-
- British scientists are developing a technique to weed
out embryos at high risk of developing cancer.
-
- The technique involves the genetic screening of embryos
before they are implanted in the womb using in vitro fertilisation (IVF)
techniques.
-
- The development is to be evaluated by the Human Fertilisation
and Embryology Authority, but moves to weed out "unacceptable"
embryos have been described as the "Nazification" of medicine
by a leading expert on medical ethics.
-
- Joy Delhanty, professor of Human Genetics at University
College Medical School, is among those working on the new technique, which
has been successfully tested on one family with a high risk of producing
children susceptible to colon cancer.

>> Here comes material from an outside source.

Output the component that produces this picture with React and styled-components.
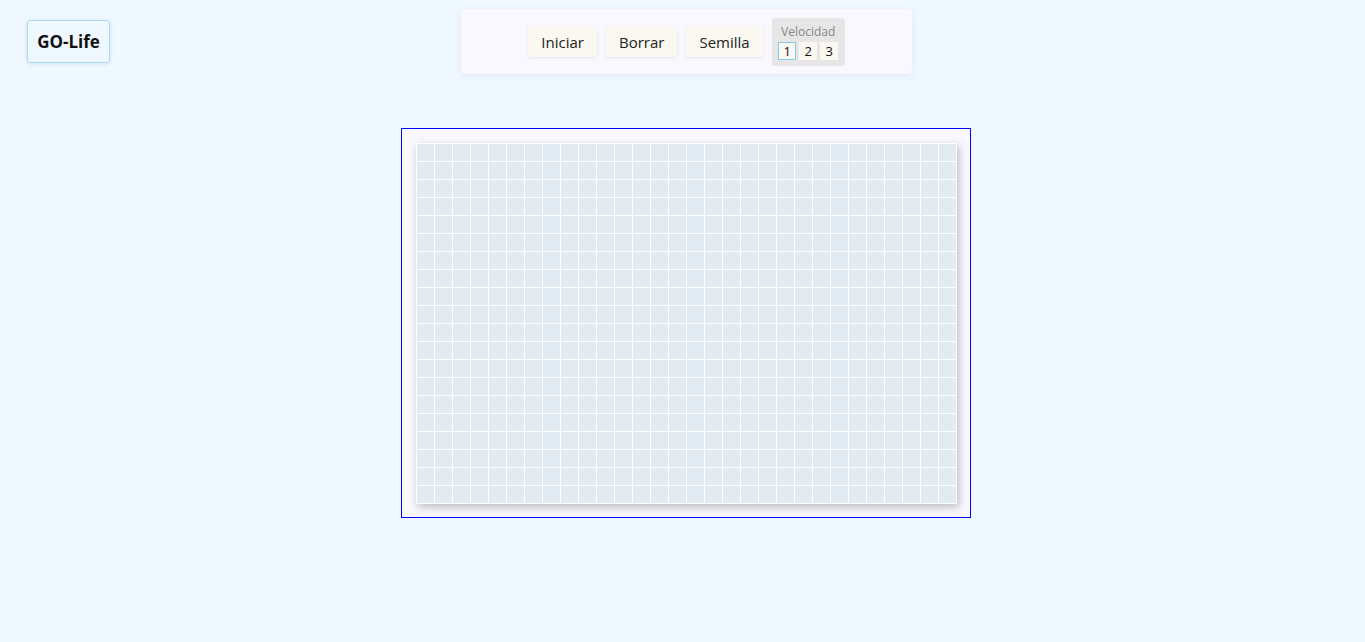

It is now being perfected to test
for other types of the disease.
-
- Professor Delhanty said: "We are dealing with families
where there is a very high risk of cancer due to the inheritance of a faulty
gene.
-
- "This means that if the parent has this gene then
each child has got a one in two chance of inheriting that gene and therefore
developing the cancer during their lifetime.
-
- "What we are aiming to do is to give these parents
the option of starting a pregnancy knowing it will not have that faulty
gene."
-
- The technique involves testing one or two cells from
a three-day-old embryo before it is implanted in a mother's womb.
-
- The embryo is then only implanted if the tests show that
the it is not carrying the faulty gene.
-
- Scientists originally developed the technique at the
beginning of the 1990s to test for a risk of cystic fibrosis.
-
- Professor Delhanty said: "In principle it could
be applied to any condition where the genetic basis is well understood,
and where it is simple."
-
- Ethical difficulties
-
- Dr Richard Nicholson, editor of the Bulletin of Medical
Ethics, warned that the technique was fraught with ethical difficulties.
-
- He said: "We are now moving rapidly into an age
of are saying there are lives that are not worth living, and we either
prevent them by abortion if they are discovered ante-natally, or we now
are moving into the hi-tech way of pre-conceptional prevention.
-
- "People hate to talk about Nazification of medicine,
but this is actually what is happening. It took only 25 years in Germany
to go from individual doctors saying there are certain lives not worth
living, to having mass euthanasia programmes.
-
- "We have got to look very carefully to the way we
are gradually progressing to preventing people with disease, rather than
preventing diseases."
-
- Ruth Deech, chair of the Human Fertilisation and Embryology
Authority, said the authority was working on new guidelines for screening
techniques, and would hold a public consultation exercise later in the
year.
-
- She said: " We are only too well aware of the sort
of dangers that have been described, which is why we inch forward very
carefully indeed with counselling for parents."